Unless otherwise specified, further statutory citations are to the Government Code.

III. Analysis

The trial court correctly determined the Board is not authorized to reconsider its 1989 decision to award Montisano a non-service-connected disability or allow him to reapply for a service-connected disability retirement, the sole relief sought in his petition. Gutierrez v. Board of Retirement (1998) 62 Cal.App.4th 745 (Gutierrez) is dispositive. There, as in this case, a county employee requested and received non-service-connected disability retirement. After his death, his widow sought a writ of mandate to compel the county retirement association to grant her service-connected survivor benefits, or to at least permit her to apply for service-connected survivor benefits. The trial court granted her petition. (Id. at p. 747.)

The court of appeal reversed. It explained that CERL authorizes the county to grant either service-related or non-service-related disability retirement, depending on whether the disability arose from and in the course of the employee's employment and the employment " 'contribute[d] substantially' " to the disability. (Gutierrez, supra, 72 Cal.App.4th at p. 748.) But the authorizing statute, section 31722, "is not ambiguous or unclear. It permits an application for disability benefits to be made at three different times, none of which apply to the time at which Mrs. Gutierrez attempted to apply for revised death benefits. Section 31722 does not permit a late application for one kind of disability retirement after the other kind has been applied for and received (or at any time). It has no 'delayed discovery' provision." (Ibid., italics added.) "Unless authorized by statute, an administrative agency acting in an adjudicatory capacity (as LACERA does when it decides whether to grant disability retirement benefits) may not in any event reconsider or reopen a decision. [Citations.]" (Id. at p. 749, fn. 3.)

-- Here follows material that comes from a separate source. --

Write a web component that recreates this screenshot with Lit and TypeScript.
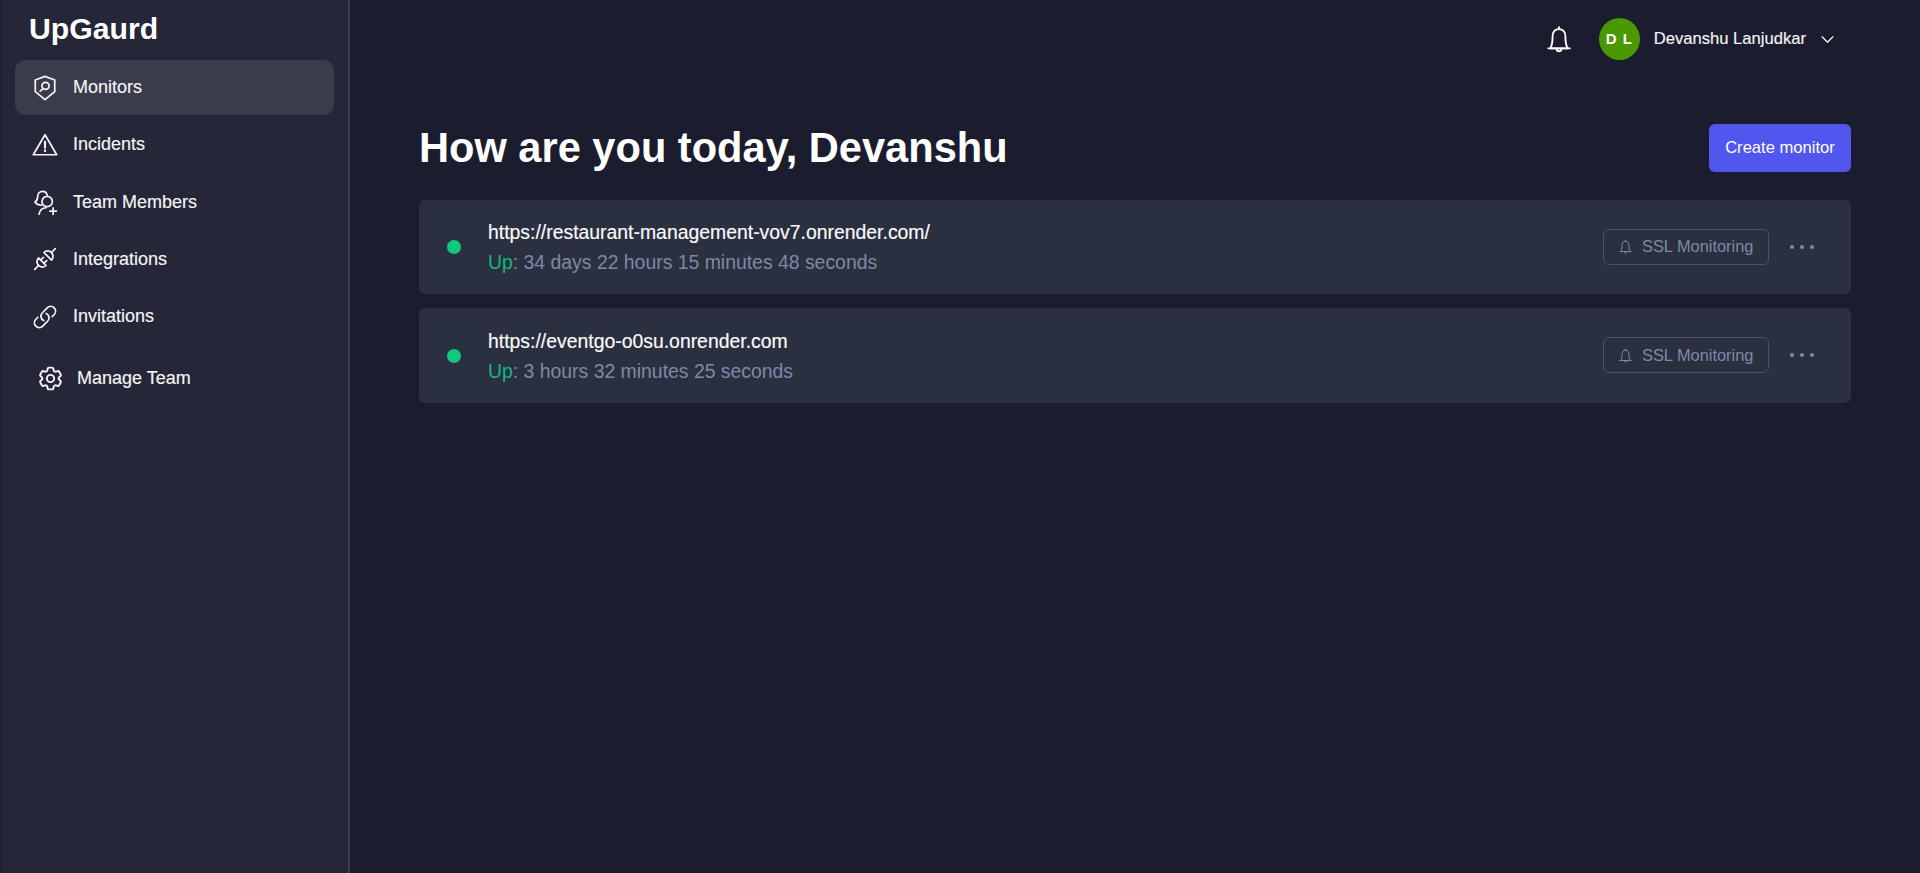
import { css, html, LitElement, svg } from "lit";
import { customElement } from "lit/decorators.js";

const icons = {
  shield: svg`<path d="M12 1.300 21 4.600V15.300L12 22.800 3 15.300V4.600Z"/><circle cx="12.500" cy="10" r="3.300"/><path d="M10 12.500 7.500 15"/>`,
  alert: svg`<path d="M12 2.500 22.800 21H1.200Z"/><path d="M12 9V14.500" stroke-width="2"/><path d="M12 17V17.800" stroke-width="2"/>`,
  team: svg`<path d="M9 15C6.800 14.800 3.800 13.800 2.800 12 4.500 11 5.200 9 5.200 7.200 5.200 4.200 7.200 2.200 9.700 2.200 11.800 2.200 13.500 3.400 14 5.500"/><circle cx="14" cy="11.500" r="4.800"/><path d="M6.500 23.500C7 20 9.500 17.500 13 17.300"/><path d="M19.500 17.500V23.500M16.500 20.500H22.500"/>`,
  plug: svg`<path d="M6 11A4.950 4.950 0 0 0 13 18Z"/><path d="M11 6A4.950 4.950 0 0 1 18 13Z"/><path d="M6 18 2.500 21.500M18 6 21.500 2.500M8 13 10.500 10.500M11 16 13.500 13.500"/>`,
  link: svg`<path d="M13.190 8.688a4.500 4.500 0 0 1 1.242 7.244l-4.500 4.500a4.500 4.500 0 0 1-6.364-6.364l1.757-1.757m13.350-.622 1.757-1.757a4.500 4.500 0 0 0-6.364-6.364l-4.500 4.500a4.500 4.500 0 0 0 1.242 7.244"/>`,
  cog: svg`<path d="M9.594 3.940c.09-.542.56-.94 1.110-.94h2.593c.55 0 1.020.398 1.110.94l.213 1.281c.063.374.313.686.645.870.074.04.147.083.22.127.325.196.72.257 1.075.124l1.217-.456a1.125 1.125 0 0 1 1.370.49l1.296 2.247a1.125 1.125 0 0 1-.26 1.431l-1.003.827c-.293.241-.438.613-.43.992a7.723 7.723 0 0 1 0 .255c-.008.378.137.75.43.991l1.004.827c.424.35.534.955.26 1.430l-1.298 2.247a1.125 1.125 0 0 1-1.369.491l-1.217-.456c-.355-.133-.75-.072-1.076.124a6.470 6.470 0 0 1-.22.128c-.331.183-.581.495-.644.869l-.213 1.281c-.09.543-.56.94-1.110.94h-2.594c-.55 0-1.019-.398-1.110-.94l-.213-1.281c-.062-.374-.312-.686-.644-.87a6.520 6.520 0 0 1-.22-.127c-.325-.196-.72-.257-1.076-.124l-1.217.456a1.125 1.125 0 0 1-1.369-.49l-1.297-2.247a1.125 1.125 0 0 1 .26-1.431l1.004-.827c.292-.24.437-.613.43-.991a6.932 6.932 0 0 1 0-.255c.007-.38-.138-.751-.43-.992l-1.004-.827a1.125 1.125 0 0 1-.26-1.430l1.297-2.247a1.125 1.125 0 0 1 1.370-.491l1.216.456c.356.133.751.072 1.076-.124.072-.044.146-.086.22-.128.332-.183.582-.495.644-.869l.214-1.280Z"/><circle cx="12" cy="12" r="3"/>`,
  bell: svg`<path d="M12 1.800V3.500M12 3.500C8.500 3.500 6.500 6 6.500 10 6.500 14.500 5.800 18 4.500 20H19.500C18.200 18 17.500 14.500 17.500 10 17.500 6 15.500 3.500 12 3.500Z"/><path d="M2.800 20H21.200"/><path d="M10 20.500a2 2 0 0 0 4 0"/>`,
  chevron: svg`<path d="M2 7 12 17 22 7"/>`,
};

const nav = [
  { label: "Monitors", icon: icons.shield, active: true },
  { label: "Incidents", icon: icons.alert },
  { label: "Team Members", icon: icons.team },
  { label: "Integrations", icon: icons.plug },
  { label: "Invitations", icon: icons.link },
];

const monitors = [
  { url: "https://restaurant-management-vov7.onrender.com/", uptime: "34 days 22 hours 15 minutes 48 seconds" },
  { url: "https://eventgo-o0su.onrender.com", uptime: "3 hours 32 minutes 25 seconds" },
];

const icon = (content: unknown, cls = "") =>
  html`<svg class="icon ${cls}" viewBox="0 0 24 24" fill="none" stroke="currentColor" stroke-width="1.6" stroke-linecap="round" stroke-linejoin="round">${content}</svg>`;

@customElement("app-root")
class AppRoot extends LitElement {
  static styles = css`
    :host {
      display: flex;
      height: 873px;
      overflow: hidden;
      background-color: #1b1d2e;
      color: #fff;
      font-family: "Liberation Sans", Arial, sans-serif;
    }

    .sidebar {
      box-sizing: border-box;
      width: 349px;
      flex: none;
      padding-left: 15px;
      padding-right: 13px;
      margin-left: 1px;
      background-color: #252638;
      border-right: 2px solid #3a3d50;
    }

    .logo {
      margin: 0;
      padding: 11px 0 0 13px;
      height: 60px;
      box-sizing: border-box;
      font-size: 30.200px;
      line-height: 36px;
      font-weight: bold;
    }

    .nav {
      display: flex;
      flex-direction: column;
      gap: 2.300px;
      width: 319px;
      margin-left: -1px;
    }

    .nav-item {
      display: flex;
      align-items: center;
      gap: 17px;
      height: 55px;
      padding-left: 19px;
      border-radius: 10px;
      font-size: 18px;
      color: #f4f4f6;
      -webkit-text-stroke: 0.150px #f4f4f6;
    }

    .nav-item.active {
      background-color: #3a3c4c;
    }

    .nav-item .icon {
      width: 26px;
      height: 26px;
      margin-left: -2px;
      margin-right: -2px;
    }

    .nav-item.manage {
      gap: 16px;
      margin-top: 5px;
      padding-left: 24px;
    }

    .nav-item.manage .icon {
      width: 29px;
      height: 29px;
      margin-left: -3.500px;
      margin-right: -3.500px;
    }

    .main {
      flex: 1;
      min-width: 0;
      padding: 0 69px;
    }

    .topbar {
      display: flex;
      align-items: center;
      justify-content: flex-end;
      height: 78px;
      padding-right: 17px;
    }

    .bell {
      width: 28px;
      height: 28px;
      margin-right: 26px;
    }

    .avatar {
      display: flex;
      align-items: center;
      justify-content: center;
      box-sizing: border-box;
      width: 41px;
      height: 42px;
      padding-bottom: 2px;
      border-radius: 50%;
      background-color: #4b9900;
      font-size: 15px;
      font-weight: bold;
      letter-spacing: 1px;
    }

    .user {
      margin-left: 14px;
      font-size: 16.600px;
      color: #f4f4f6;
      -webkit-text-stroke: 0.150px #f4f4f6;
    }

    .chevron {
      width: 13px;
      height: 13px;
      margin-left: 15px;
      stroke-width: 2.200;
    }

    .header {
      display: flex;
      align-items: center;
      justify-content: space-between;
      margin-top: 46px;
      height: 48px;
    }

    h1 {
      margin: 0;
      font-size: 41.600px;
      font-weight: bold;
    }

    .create {
      box-sizing: border-box;
      width: 142px;
      height: 48px;
      border: 0;
      border-radius: 6px;
      background-color: #5156ef;
      color: #fff;
      font: 16.600px "Liberation Sans", Arial, sans-serif;
    }

    .list {
      display: flex;
      flex-direction: column;
      gap: 14px;
      margin-top: 28px;
    }

    .card {
      display: flex;
      align-items: center;
      height: 94.400px;
      padding: 0 33px 0 28px;
      border-radius: 6px;
      background-color: #2a3040;
    }

    .dot {
      flex: none;
      width: 14px;
      height: 14px;
      border-radius: 50%;
      background-color: #10c97e;
      margin-right: 27px;
    }

    .info {
      flex: 1;
      min-width: 0;
    }

    .url {
      font-size: 19.400px;
      line-height: 24px;
      color: #fbfbfc;
      -webkit-text-stroke: 0.150px #fbfbfc;
    }

    .uptime {
      margin-top: 6px;
      font-size: 19.400px;
      line-height: 24px;
      color: #8088a5;
    }

    .up {
      color: #10b981;
    }

    .ssl {
      display: flex;
      align-items: center;
      box-sizing: border-box;
      width: 166px;
      height: 36px;
      margin-top: -1px;
      padding-left: 14px;
      gap: 9px;
      border: 1px solid #4b5366;
      border-radius: 6px;
      font-size: 16.400px;
      color: #8088a5;
    }

    .ssl .icon {
      width: 15px;
      height: 15px;
    }

    .more {
      display: flex;
      gap: 6px;
      margin-top: -1px;
      margin-left: 21px;
      margin-right: 4px;
    }

    .more span {
      width: 4px;
      height: 4px;
      border-radius: 50%;
      background-color: #8088a5;
    }
  `;

  render() {
    return html`
      <aside class="sidebar">
        <h2 class="logo">UpGaurd</h2>
        <nav class="nav">
          ${nav.map(
            (item) => html`<div class="nav-item ${item.active ? "active" : ""}">${icon(item.icon)}<span>${item.label}</span></div>`
          )}
          <div class="nav-item manage">${icon(icons.cog)}<span>Manage Team</span></div>
        </nav>
      </aside>
      <main class="main">
        <div class="topbar">
          ${icon(icons.bell, "bell")}
          <div class="avatar">D L</div>
          <span class="user">Devanshu Lanjudkar</span>
          ${icon(icons.chevron, "chevron")}
        </div>
        <div class="header">
          <h1>How are you today, Devanshu</h1>
          <button class="create">Create monitor</button>
        </div>
        <div class="list">
          ${monitors.map(
            (m) => html`<div class="card">
              <span class="dot"></span>
              <div class="info">
                <div class="url">${m.url}</div>
                <div class="uptime"><span class="up">Up</span>: ${m.uptime}</div>
              </div>
              <div class="ssl">${icon(icons.bell)}<span>SSL Monitoring</span></div>
              <div class="more"><span></span><span></span><span></span></div>
            </div>`
          )}
        </div>
      </main>
    `;
  }
}

declare global {
  interface HTMLElementTagNameMap {
    "app-root": AppRoot;
  }
}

In light of the clear statutory language, Gutierrez held that principals of equity did not allow the trial court to read into CERL a provision that would permit the belated conversion of non-service-related benefits to service related benefits. "[I]t is not the job of the courts to expand the scope of retirement benefits created by the Legislature and spelled out in a detailed statutory scheme." (Gutierrez, supra, 72 Cal.App.4th at p. 749, citing Napa Valley Wine Train, Inc. v. Public Utilities Com. (1990) 50 Cal.3d 370, 381 [courts are not authorized to insert qualifying provisions not included in statutes " 'and may not rewrite the statute to conform to an assumed intention which does not appear from its language' "]; Huening v. Eu (1991) 231 Cal.App.3d 766, 779 [courts may not rewrite statutes to achieve what might be considered a more rational result].) " 'To be valid, administrative action must be within the scope of authority conferred by the enabling statutes.' " (US Ecology, Inc. v. State of California (2001) 92 Cal.App.4th 113, 131.)

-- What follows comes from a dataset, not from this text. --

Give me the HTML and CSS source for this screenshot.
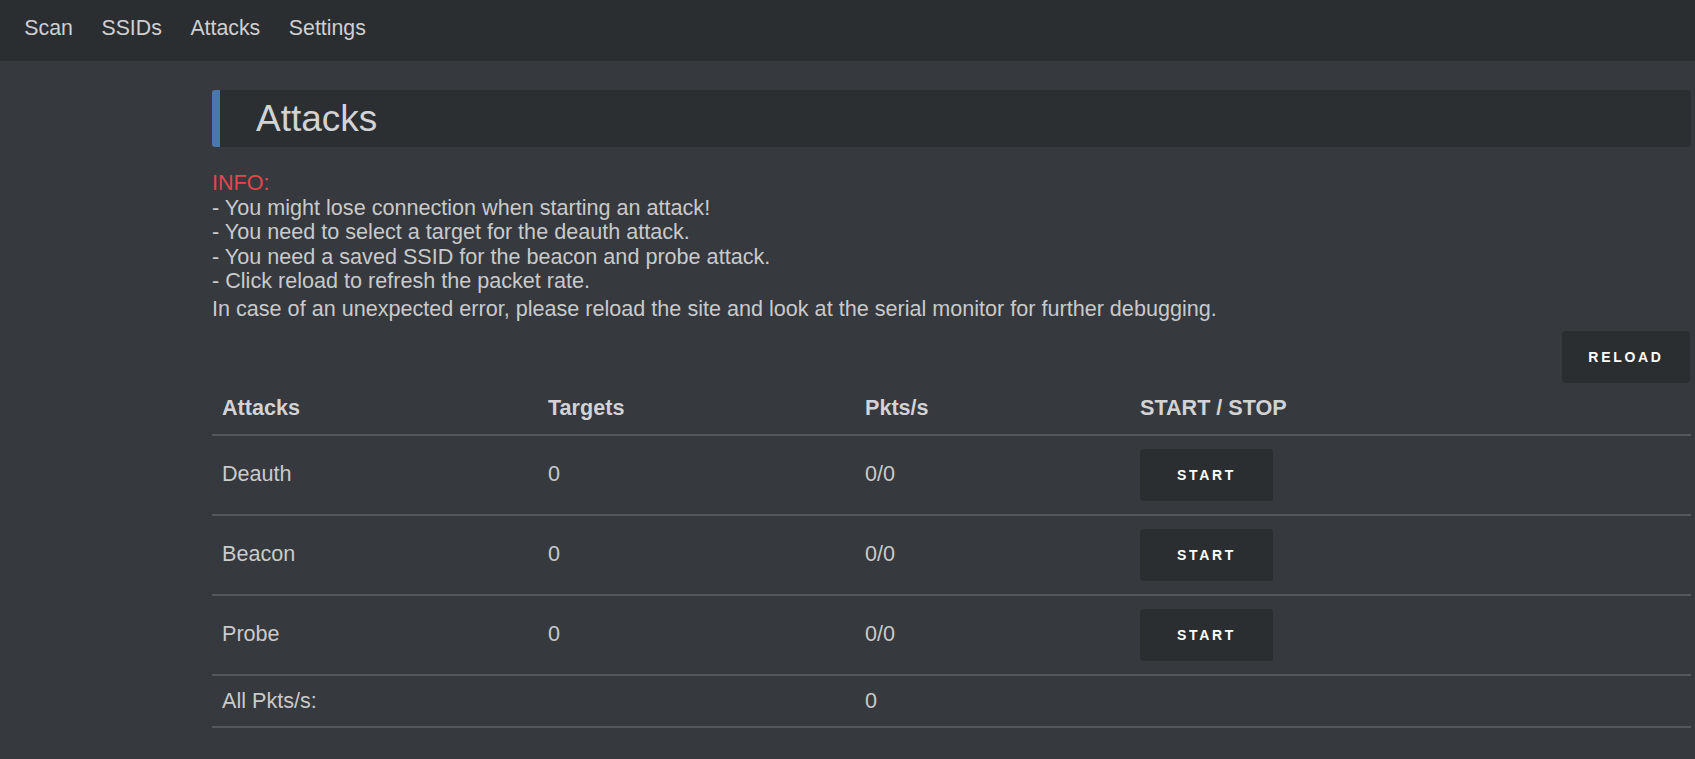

So, too, here. As in Gutierrez, SamCERA is without statutory authority to reconsider or reopen Montisano's retirement application more than 20 years after it awarded his retirement. Accordingly, Montisano cannot allege the Board has a "clear, present, and usually ministerial duty to perform," or that he has a "clear, present, and beneficial right to the performance of that duty," as required for a petition under Code of Civil Procedure section 1085. (Marvin Lieblein, Inc. v. Shewry (2006) 137 Cal.App.4th 700, 713; see also Coachella Valley Unified School Dist. v. State of California (2009) 176 Cal.App.4th 93, 113 ["A ministerial act is one that a public functionary ' " 'is required to perform in a prescribed manner in obedience to the mandate of legal authority,' " ' without regard to his or her own judgment or opinion concerning the propriety of such act"].)

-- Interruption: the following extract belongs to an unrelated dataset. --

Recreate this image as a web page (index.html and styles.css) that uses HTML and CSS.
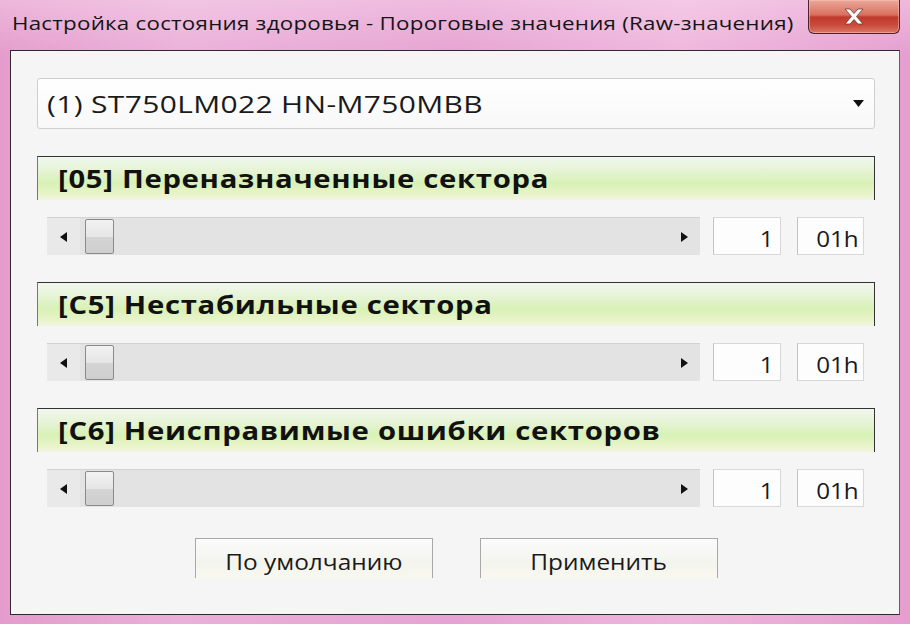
FILE: index.html
```html
<!DOCTYPE html>
<html lang="ru">
<head>
<meta charset="utf-8">
<title>Настройка состояния здоровья</title>
<link rel="stylesheet" href="styles.css">
</head>
<body>
<div class="window">
  <div class="titlebar">
    <div class="title"><span class="wide">Настройка состояния здоровья - Пороговые значения (Raw-значения)</span></div>
    <div class="close">
      <svg width="22" height="17" viewBox="0 0 22 17"><path d="M2 1h5l4 4.5 4-4.5h5l-6.5 7.5 6.5 7.5h-5l-4-4.5-4 4.5h-5l6.5-7.5z" fill="#fff" stroke="#6a3a36" stroke-width="0.8"/></svg>
    </div>
  </div>
  <div class="client">
    <div class="combo">
      <span class="combo-text">(1) ST750LM022 HN-M750MBB</span>
      <svg class="combo-arrow" width="11" height="7" viewBox="0 0 11 7"><path d="M0 0h11l-5.5 7z" fill="#111"/></svg>
    </div>

    <div class="section">
      <div class="header"><span class="htext">[05] Переназначенные сектора</span></div>
      <div class="row">
        <div class="scroll">
          <div class="sbtn"><svg width="8" height="10" viewBox="0 0 8 10"><path d="M7 0v10L0 5z" fill="#111"/></svg></div>
          <div class="thumb"></div>
          <div class="track"></div>
          <div class="sbtn"><svg width="8" height="10" viewBox="0 0 8 10"><path d="M1 0v10l7-5z" fill="#111"/></svg></div>
        </div>
        <div class="val"><span class="num">1</span></div>
        <div class="hex"><span class="num">01h</span></div>
      </div>
    </div>

    <div class="section">
      <div class="header"><span class="htext">[C5] Нестабильные сектора</span></div>
      <div class="row">
        <div class="scroll">
          <div class="sbtn"><svg width="8" height="10" viewBox="0 0 8 10"><path d="M7 0v10L0 5z" fill="#111"/></svg></div>
          <div class="thumb"></div>
          <div class="track"></div>
          <div class="sbtn"><svg width="8" height="10" viewBox="0 0 8 10"><path d="M1 0v10l7-5z" fill="#111"/></svg></div>
        </div>
        <div class="val"><span class="num">1</span></div>
        <div class="hex"><span class="num">01h</span></div>
      </div>
    </div>

    <div class="section">
      <div class="header"><span class="htext">[C6] Неисправимые ошибки секторов</span></div>
      <div class="row">
        <div class="scroll">
          <div class="sbtn"><svg width="8" height="10" viewBox="0 0 8 10"><path d="M7 0v10L0 5z" fill="#111"/></svg></div>
          <div class="thumb"></div>
          <div class="track"></div>
          <div class="sbtn"><svg width="8" height="10" viewBox="0 0 8 10"><path d="M1 0v10l7-5z" fill="#111"/></svg></div>
        </div>
        <div class="val"><span class="num">1</span></div>
        <div class="hex"><span class="num">01h</span></div>
      </div>
    </div>

    <div class="buttons">
      <div class="btn"><span class="btext">По умолчанию</span></div>
      <div class="btn"><span class="btext">Применить</span></div>
    </div>
  </div>
</div>
</body>
</html>
```

FILE: styles.css
```css
* { box-sizing: border-box; }
html, body { margin: 0; padding: 0; }
body {
  width: 910px;
  height: 624px;
  overflow: hidden;
  font-family: "Open Sans", "Noto Sans", sans-serif;
  background: linear-gradient(90deg, #e49ccc 0%, #eab0d8 20%, #e6a2d2 50%, #eeb6dc 75%, #e59ecf 100%);
}
.window {
  width: 910px;
  height: 624px;
  display: flex;
  flex-direction: column;
  background: linear-gradient(180deg, rgba(255,235,248,0.35) 0%, rgba(255,255,255,0) 9%);
}
.titlebar {
  height: 50px;
  display: flex;
  justify-content: space-between;
  align-items: flex-start;
  padding: 0 10px 0 12px;
}
.title {
  margin-top: 10px;
  font-size: 19px;
  color: #151515;
  letter-spacing: 0.2px;
  white-space: nowrap;
}
.wide {
  display: inline-block;
  transform: scaleX(1.176);
  transform-origin: left center;
}
.close {
  width: 92px;
  height: 34px;
  border: 1px solid #4b2226;
  border-top: none;
  border-radius: 0 0 6px 6px;
  background: linear-gradient(180deg, #eaa89a 0%, #d9705f 45%, #c0392c 52%, #c94a3b 75%, #db7866 100%);
  display: flex;
  align-items: center;
  justify-content: center;
  box-shadow: inset 0 0 0 1px rgba(255,200,190,0.5);
}
.client {
  margin: 0 10px 9px 10px;
  flex: 1;
  background: #f5f5f5;
  border: 1px solid #2c2a2e;
  border-right-color: #6a5a66;
  padding: 27px 24px 0 26px;
  display: flex;
  flex-direction: column;
}
.combo {
  height: 51px;
  border: 1px solid #cfcfcf;
  border-radius: 3px;
  background: linear-gradient(180deg, #ffffff 0%, #f8f8f8 100%);
  display: flex;
  align-items: center;
  justify-content: space-between;
  padding: 0 10px 0 9px;
  margin-bottom: 27px;
}
.combo-text {
  display: inline-block;
  font-size: 24px;
  color: #1a1a1a;
  letter-spacing: 0.3px;
  white-space: nowrap;
  transform: scaleX(1.247);
  transform-origin: left center;
}
.section {
  display: flex;
  flex-direction: column;
  margin-bottom: 27px;
}
.header {
  height: 44px;
  border: 1px solid #333;
  border-bottom: none;
  border-left-color: #777;
  background: linear-gradient(180deg, #f2f7ee 0%, #e4f3d2 35%, #d8f1b6 60%, #e8f4c8 85%, #f2f5e0 100%);
  font-weight: bold;
  font-size: 25px;
  color: #111;
  padding: 4px 0 0 20px;
  letter-spacing: 0.6px;
  white-space: nowrap;
}
.htext {
  display: inline-block;
  transform: scaleX(1.17);
  transform-origin: left center;
}
.row {
  margin-top: 17px;
  height: 38px;
  display: flex;
  padding-left: 10px;
}
.scroll {
  width: 653px;
  height: 38px;
  background: #e3e3e3;
  border-top: 1px solid #d2d2d2;
  display: flex;
  align-items: center;
}
.sbtn {
  width: 33px;
  height: 100%;
  display: flex;
  align-items: center;
  justify-content: center;
  background: #e9e9e9;
}
.scroll .sbtn:last-child { background: #e3e3e3; }
.thumb {
  width: 29px;
  height: 35px;
  margin-left: 5px;
  border: 1px solid #8a8a8a;
  border-radius: 2px;
  background: linear-gradient(180deg, #f2f2f2 0%, #e6e6e6 50%, #d4d4d4 51%, #cfcfcf 100%);
}
.track { flex: 1; }
.val, .hex {
  height: 38px;
  background: #fdfdfd;
  border: 1px solid #d8d8d8;
  border-left-color: #c4c4c4;
  font-size: 22px;
  color: #1a1a1a;
  text-align: right;
  line-height: 40px;
}
.num {
  display: inline-block;
  transform: scaleX(1.1);
  transform-origin: right center;
}
.val {
  width: 68px;
  margin-left: 13px;
  padding-right: 6px;
}
.hex {
  width: 67px;
  margin-left: 16px;
  padding-right: 4px;
}
.buttons {
  margin-top: 4px;
  display: flex;
  justify-content: center;
  gap: 47px;
}
.btn {
  width: 238px;
  height: 40px;
  border: 1px solid #a8a8a8;
  border-bottom: none;
  background: linear-gradient(180deg, #fbfbfb 0%, #f4f4ee 60%, #f7f8ee 100%);
  font-size: 22px;
  color: #1a1a1a;
  text-align: center;
  line-height: 44px;
}
.btext {
  display: inline-block;
  transform: scaleX(1.11);
  transform-origin: center center;
}
```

Medina v. Board of Retirement (2003) 112 Cal.App.4th 864 (Medina) underscores our conclusion. There, the Los Angeles County Employees Retirement Association (LACERA) misclassified certain employees as safety members rather than general members over a period of 10 years, during which it collected retirement contributions and disseminated annual benefits statements based on the erroneous classifications. Because they were classified as safety members, the affected employees paid contributions at a higher level and received annual statements reflecting a higher retirement benefit than general members. (Id. at pp. 867-868.) After LACERA discovered the error and retroactively reclassified the affected employees as general members, the employees filed a petition for writ of mandate asserting the association was estopped to take that action.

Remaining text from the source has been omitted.